Por aquellos años, Uruguay era sumamente respetada por la selección que hacía de local en el flamante Estadio Maracaná. Pese a aquellos triunfos anteriores, los brasileños sabían que debían matar pronto a su rival si no querían sufrir catastróficas consecuencias. No importaba que fueran los últimos campeones sudamericanos. No importaba que en aquel Mundial le hubieran metido seis tantos a España y siete a Suecia (dos rivales muy buenos, cabe aclarar). Enfrente tenían a una bestia negra, a un seleccionado sin miedo. Y a un capitán que peleaba todas.

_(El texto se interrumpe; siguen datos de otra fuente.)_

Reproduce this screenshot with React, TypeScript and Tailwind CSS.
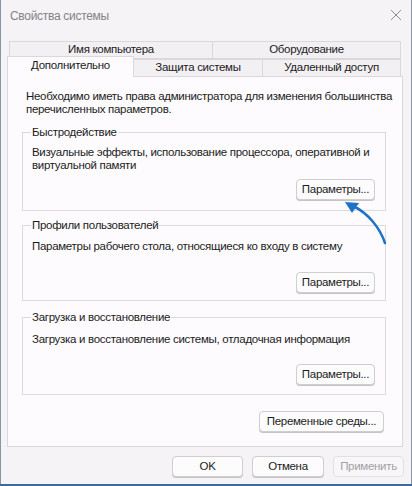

Varela, aquel múltiple campeón con Peñarol, antes del encuentro, en el vestuario, según un mito, dijo a sus compañeros: «No piensen en toda esa gente, no miren para arriba, el partido se juega abajo y si ganamos no va a pasar nada, nunca pasó nada. Los de afuera son de palo y en el campo seremos once para once. El partido se gana con los huevos en la punta de los botines». No se sabe si aquellas palabras fueron ciertas o no. Pero algo era seguro, la actitud del Negro Jefe había convencido a sus diez aliados de que era posible ganar aquella contienda. Sus compañeros Carboneros, Juan Alberto Schiaffino y Alcides Ghiggia, lograron remontar la historia, consagrando a Uruguay como uno de los más sorprendentes campeones. No por el tamaño de aquel plantel (que ya era campeón mundial y múltiple campeón continental), sino por todo lo externo que aconteció a aquella gesta: el ir perdiendo 1-0 ante un rival agrandado por los partidos previos, el jugar ante más de 200 mil espectadores rabiosos, el tener sí o sí que ganar para consagrarse (Brasil 1950 fue el único torneo con una ronda final) y hasta el salir a la cancha sabiendo que ni los dirigentes creían en ellos.

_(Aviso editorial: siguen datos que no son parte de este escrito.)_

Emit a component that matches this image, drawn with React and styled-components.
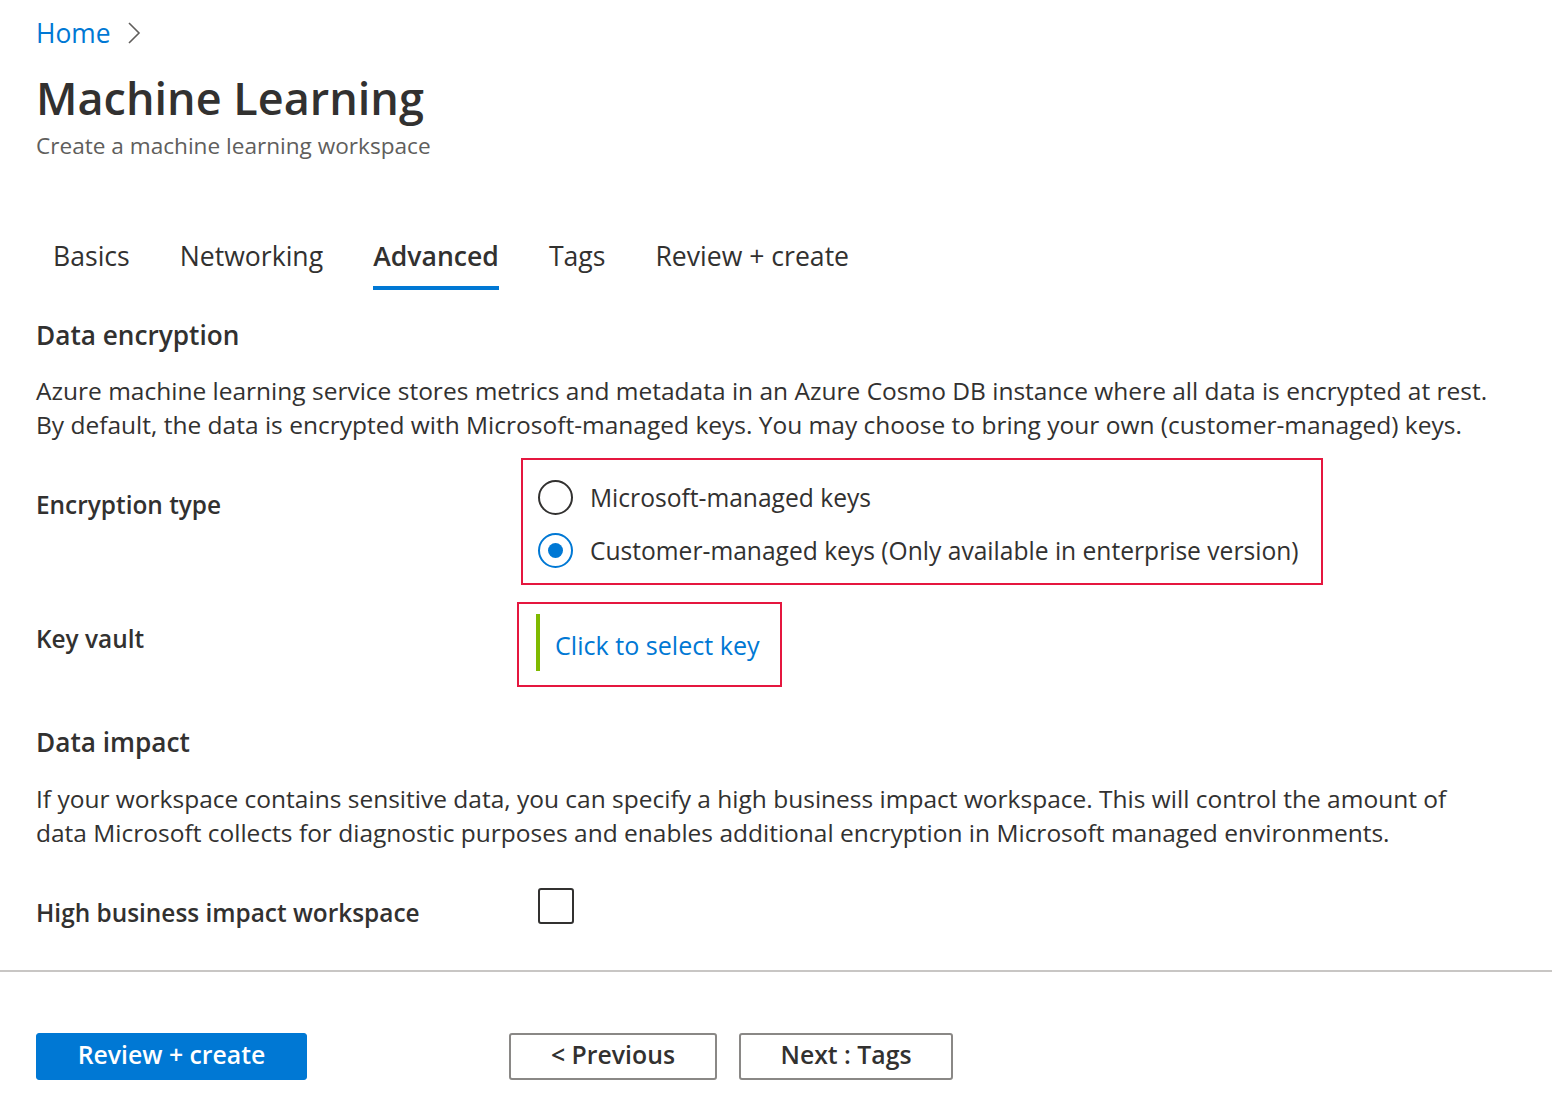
import React from "react";
import styled, { createGlobalStyle } from "styled-components";

const Global = createGlobalStyle`
  html, body { margin: 0; padding: 0; background: #fff; }
  body { font-family: "Open Sans", "Noto Sans", sans-serif; color: #323130; }
  * { box-sizing: border-box; }
`;

const Page = styled.div`
  width: 1552px;
  min-height: 1119px;
  background: #fff;
`;

const Content = styled.div`
  padding: 16px 36px 0 36px;
`;

const Breadcrumb = styled.nav`
  display: flex;
  align-items: center;
  gap: 16px;
  height: 34px;
  font-size: 26.4px;
`;

const Crumb = styled.a`
  color: #0078d4;
  text-decoration: none;
`;

const Title = styled.h1`
  margin: 16px 0 0;
  font-size: 45px;
  line-height: 64px;
  font-weight: 600;
  color: #323130;
`;

const Subtitle = styled.div`
  font-size: 22.6px;
  line-height: 32px;
  color: #605e5c;
`;

const Tabs = styled.div`
  display: flex;
  margin-top: 74px;
  padding-left: 17px;
  gap: 50px;
`;

const Tab = styled.div`
  font-size: 26.6px;
  line-height: 40px;
  padding-bottom: 10px;
  border-bottom: 4px solid ${(p) => (p.$active ? "#0078d4" : "transparent")};
  font-weight: ${(p) => (p.$active ? 600 : 400)};
  color: #323130;
  white-space: nowrap;
`;

const SectionHeading = styled.h2`
  margin: ${(p) => p.$mt}px 0 0;
  font-size: 26.2px;
  line-height: 36px;
  font-weight: 600;
`;

const Paragraph = styled.p`
  margin: ${(p) => p.$mt}px 0 0;
  font-size: 24.5px;
  line-height: 34px;
  color: #323130;
  white-space: nowrap;
`;

const FieldRow = styled.div`
  display: grid;
  grid-template-columns: 481px auto;
  align-items: start;
  margin-top: ${(p) => p.$mt}px;
`;

const FieldLabel = styled.div`
  font-size: 24.4px;
  line-height: 34px;
  font-weight: 600;
  padding-top: ${(p) => p.$pt}px;
  white-space: nowrap;
`;

const Highlight = styled.div`
  justify-self: start;
  border: 2px solid #e5173f;
  margin-left: ${(p) => p.$ml || 0}px;
  padding: ${(p) => p.$pad};
`;

const RadioGroup = styled.div`
  display: flex;
  flex-direction: column;
  gap: 9px;
`;

const RadioRow = styled.label`
  display: flex;
  align-items: center;
  gap: 17px;
  height: 44px;
  font-size: 24.6px;
  color: #323130;
  white-space: nowrap;
`;

const RadioCircle = styled.span`
  width: 35px;
  height: 35px;
  border-radius: 50%;
  border: 2px solid ${(p) => (p.$checked ? "#0078d4" : "#323130")};
  display: flex;
  align-items: center;
  justify-content: center;
  flex-shrink: 0;
  &::after {
    content: "";
    width: 15px;
    height: 15px;
    border-radius: 50%;
    background: ${(p) => (p.$checked ? "#0078d4" : "transparent")};
  }
`;

const KeyPicker = styled.div`
  display: flex;
  align-items: center;
  gap: 15px;
  height: 57px;
`;

const GreenBar = styled.span`
  width: 4px;
  align-self: stretch;
  background: #7fba00;
`;

const KeyLink = styled.a`
  color: #0078d4;
  font-size: 25.1px;
  text-decoration: none;
  padding-top: 4px;
  white-space: nowrap;
`;

const Checkbox = styled.span`
  display: block;
  width: 36px;
  height: 36px;
  margin-left: 21px;
  border: 2px solid #323130;
  border-radius: 3px;
`;

const Divider = styled.hr`
  margin: 40px 0 0;
  border: 0;
  border-top: 2px solid #c8c6c4;
`;

const Footer = styled.div`
  display: flex;
  align-items: center;
  padding: 61px 36px 0;
`;

const Button = styled.button`
  height: 47px;
  width: ${(p) => p.$w}px;
  margin-left: ${(p) => p.$ml || 0}px;
  padding: 0 0 5px;
  font-family: inherit;
  font-size: 24.8px;
  font-weight: 600;
  border-radius: 3px;
  cursor: pointer;
  ${(p) =>
    p.$primary
      ? `background: #0078d4; color: #fff; border: 1px solid #0078d4;`
      : `background: #fff; color: #323130; border: 2px solid #8a8886;`}
`;

const Chevron = () => (
  <svg width="14" height="24" viewBox="0 0 14 24" fill="none">
    <path d="M2 2 L12 12 L2 22" stroke="#605e5c" strokeWidth="1.6" />
  </svg>
);

export default function App() {
  return (
    <Page>
      <Global />
      <Content>
        <Breadcrumb>
          <Crumb href="#">Home</Crumb>
          <Chevron />
        </Breadcrumb>
        <Title>Machine Learning</Title>
        <Subtitle>Create a machine learning workspace</Subtitle>
        <Tabs>
          <Tab>Basics</Tab>
          <Tab>Networking</Tab>
          <Tab $active>Advanced</Tab>
          <Tab>Tags</Tab>
          <Tab>Review + create</Tab>
        </Tabs>

        <SectionHeading $mt={27}>Data encryption</SectionHeading>
        <Paragraph $mt={21}>
          Azure machine learning service stores metrics and metadata in an Azure Cosmo DB instance where all data is encrypted at rest.
          <br />
          By default, the data is encrypted with Microsoft-managed keys. You may choose to bring your own (customer-managed) keys.
        </Paragraph>

        <FieldRow $mt={16}>
          <FieldLabel $pt={30}>Encryption type</FieldLabel>
          <Highlight $ml={4} $pad="15px 22px 11px 15px">
            <RadioGroup>
              <RadioRow>
                <RadioCircle />
                Microsoft-managed keys
              </RadioRow>
              <RadioRow>
                <RadioCircle $checked />
                Customer-managed keys (Only available in enterprise version)
              </RadioRow>
            </RadioGroup>
          </Highlight>
        </FieldRow>

        <FieldRow $mt={17}>
          <FieldLabel $pt={20}>Key vault</FieldLabel>
          <Highlight $pad="10px 20px 14px 17px">
            <KeyPicker>
              <GreenBar />
              <KeyLink href="#">Click to select key</KeyLink>
            </KeyPicker>
          </Highlight>
        </FieldRow>

        <SectionHeading $mt={37}>Data impact</SectionHeading>
        <Paragraph $mt={22}>
          If your workspace contains sensitive data, you can specify a high business impact workspace. This will control the amount of
          <br />
          data Microsoft collects for diagnostic purposes and enables additional encryption in Microsoft managed environments.
        </Paragraph>

        <FieldRow $mt={38}>
          <FieldLabel $pt={8}>High business impact workspace</FieldLabel>
          <Checkbox />
        </FieldRow>
      </Content>
      <Divider />
      <Footer>
        <Button $primary $w={271}>Review + create</Button>
        <Button $w={208} $ml={202}>&lt; Previous</Button>
        <Button $w={214} $ml={22}>Next : Tags</Button>
      </Footer>
    </Page>
  );
}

Cuando la hazaña se consumó, Varela no festejó de manera convencional. Sentía una profunda repulsión por aquellos mandamases que solo pensaban en el dinero y que, hasta el pitido final, jamás habían creído en ellos (“lo único que logramos fue darles lustre a los dirigentes. Si tuviera que jugar la final de nuevo, me hago un gol en contra” repitió hasta su muerte, ocurrida el 2 de agosto de 1996), por lo que salió del hotel y se mezcló entre la gente. Se dice que, allí, vio a cientos de brasileños llorando y que todos repetían que habían perdido por su culpa –claro, nadie sabía que hablaban justamente con el flamante campeón mundial-. Eduardo Galeano retrataría estos hechos de forma magistral: “(…) y Obdulio siente estupor por haberles tenido bronca, ahora que los ve de a uno. La victoria empieza a pesarle en el lomo. Él arruinó la fiesta de esta buena gente, y le vienen ganas de pedirles perdón por haber cometido la tremenda maldad de ganar. De modo que sigue caminando por las calles de Río de Janeiro, de bar en bar. Y así amanece, abrazado a los vencidos”.

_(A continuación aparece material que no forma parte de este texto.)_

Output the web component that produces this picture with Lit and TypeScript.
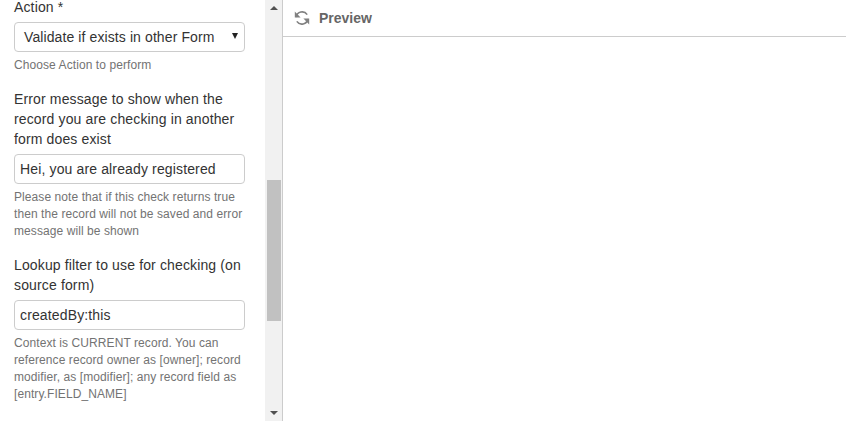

Obdulio, cuarto en Suiza 1954, se retiró silbando bajito. No le gustaban los honores y, de hecho, dejó de ir a la cancha muy pronto, en parte por hinchas que fueron maleducados con la leyenda, en parte porque se había cansado de toda la basura escondida debajo de la alfombra. Lo que nadie le quitó fue el hecho de haber sido el capitán de una de las hazañas más grandes de todos los tiempos. Ese momento, en el que tomó el balón y domó a todo un país, quedará grabado hasta el fútbol deje de existir.